» Directions for this task
In the listing that follows, the range to quote begins at the line that has "Convert this screenshot" and ends after the line that has "const bottomFields: Field[]"; quote it verbatim and add nothing.

» Given information
## START

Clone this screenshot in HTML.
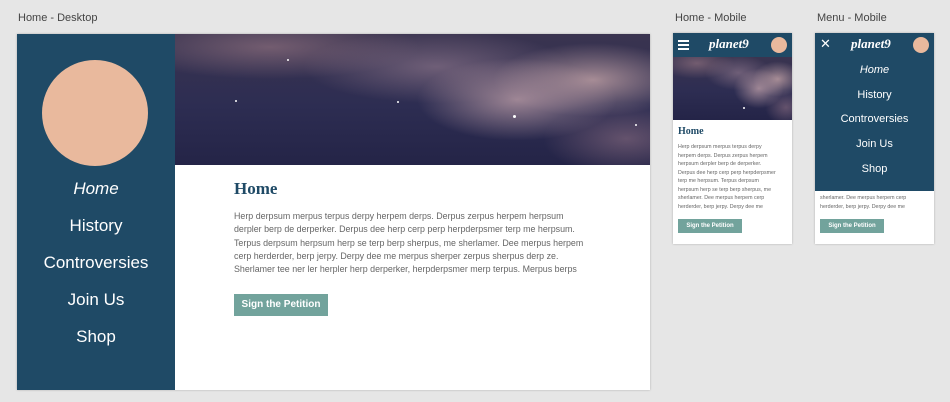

## END
## START

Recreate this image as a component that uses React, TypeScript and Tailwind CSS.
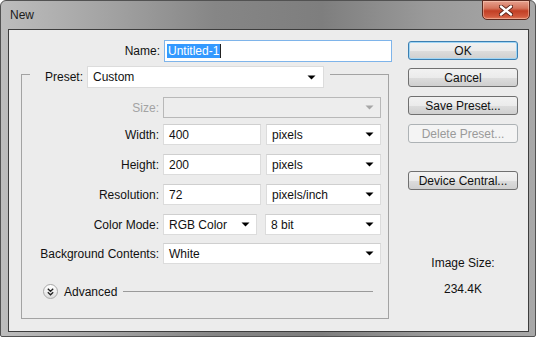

## END
## START

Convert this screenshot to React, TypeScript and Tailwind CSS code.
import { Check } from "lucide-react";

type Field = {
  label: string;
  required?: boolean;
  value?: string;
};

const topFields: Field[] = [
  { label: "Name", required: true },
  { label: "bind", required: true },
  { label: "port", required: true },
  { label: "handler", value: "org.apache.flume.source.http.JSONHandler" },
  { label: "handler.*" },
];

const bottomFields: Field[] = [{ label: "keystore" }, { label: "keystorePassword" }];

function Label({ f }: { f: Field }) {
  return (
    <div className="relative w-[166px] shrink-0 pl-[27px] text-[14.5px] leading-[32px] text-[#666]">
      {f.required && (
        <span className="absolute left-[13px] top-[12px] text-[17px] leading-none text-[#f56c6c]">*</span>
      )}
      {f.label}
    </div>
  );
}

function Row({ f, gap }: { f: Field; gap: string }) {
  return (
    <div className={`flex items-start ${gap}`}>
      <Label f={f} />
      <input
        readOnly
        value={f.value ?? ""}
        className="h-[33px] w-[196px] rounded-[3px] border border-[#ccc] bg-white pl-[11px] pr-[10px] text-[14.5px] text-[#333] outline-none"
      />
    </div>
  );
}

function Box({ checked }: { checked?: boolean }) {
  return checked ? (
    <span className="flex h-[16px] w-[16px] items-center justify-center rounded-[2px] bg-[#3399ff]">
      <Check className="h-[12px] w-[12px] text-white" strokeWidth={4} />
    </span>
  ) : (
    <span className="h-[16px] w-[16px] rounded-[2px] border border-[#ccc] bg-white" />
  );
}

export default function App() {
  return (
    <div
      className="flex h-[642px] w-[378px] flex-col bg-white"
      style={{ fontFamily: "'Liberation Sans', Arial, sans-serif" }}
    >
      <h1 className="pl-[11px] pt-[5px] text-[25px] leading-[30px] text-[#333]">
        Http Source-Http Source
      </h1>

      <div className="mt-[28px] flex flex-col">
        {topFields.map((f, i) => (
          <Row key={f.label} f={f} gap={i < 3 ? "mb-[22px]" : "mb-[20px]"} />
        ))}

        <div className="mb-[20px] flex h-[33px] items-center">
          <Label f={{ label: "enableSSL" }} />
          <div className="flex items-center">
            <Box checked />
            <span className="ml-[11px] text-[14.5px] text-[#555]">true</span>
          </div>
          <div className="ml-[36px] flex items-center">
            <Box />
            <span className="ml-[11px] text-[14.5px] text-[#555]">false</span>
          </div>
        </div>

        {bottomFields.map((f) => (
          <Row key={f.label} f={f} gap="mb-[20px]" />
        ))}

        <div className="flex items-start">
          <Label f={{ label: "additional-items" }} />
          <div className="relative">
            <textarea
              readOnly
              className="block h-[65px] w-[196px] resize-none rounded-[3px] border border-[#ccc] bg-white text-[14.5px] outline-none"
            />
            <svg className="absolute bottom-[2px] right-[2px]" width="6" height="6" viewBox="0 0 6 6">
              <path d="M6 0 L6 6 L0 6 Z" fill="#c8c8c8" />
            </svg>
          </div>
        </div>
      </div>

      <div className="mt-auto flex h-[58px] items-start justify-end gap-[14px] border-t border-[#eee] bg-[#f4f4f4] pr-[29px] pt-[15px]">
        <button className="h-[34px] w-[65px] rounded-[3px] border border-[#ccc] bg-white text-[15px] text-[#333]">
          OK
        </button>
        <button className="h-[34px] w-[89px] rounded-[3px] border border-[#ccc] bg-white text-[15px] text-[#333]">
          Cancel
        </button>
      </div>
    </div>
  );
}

## END

» Full output
Convert this screenshot to React, TypeScript and Tailwind CSS code.
import { Check } from "lucide-react";

type Field = {
  label: string;
  required?: boolean;
  value?: string;
};

const topFields: Field[] = [
  { label: "Name", required: true },
  { label: "bind", required: true },
  { label: "port", required: true },
  { label: "handler", value: "org.apache.flume.source.http.JSONHandler" },
  { label: "handler.*" },
];

const bottomFields: Field[] = [{ label: "keystore" }, { label: "keystorePassword" }];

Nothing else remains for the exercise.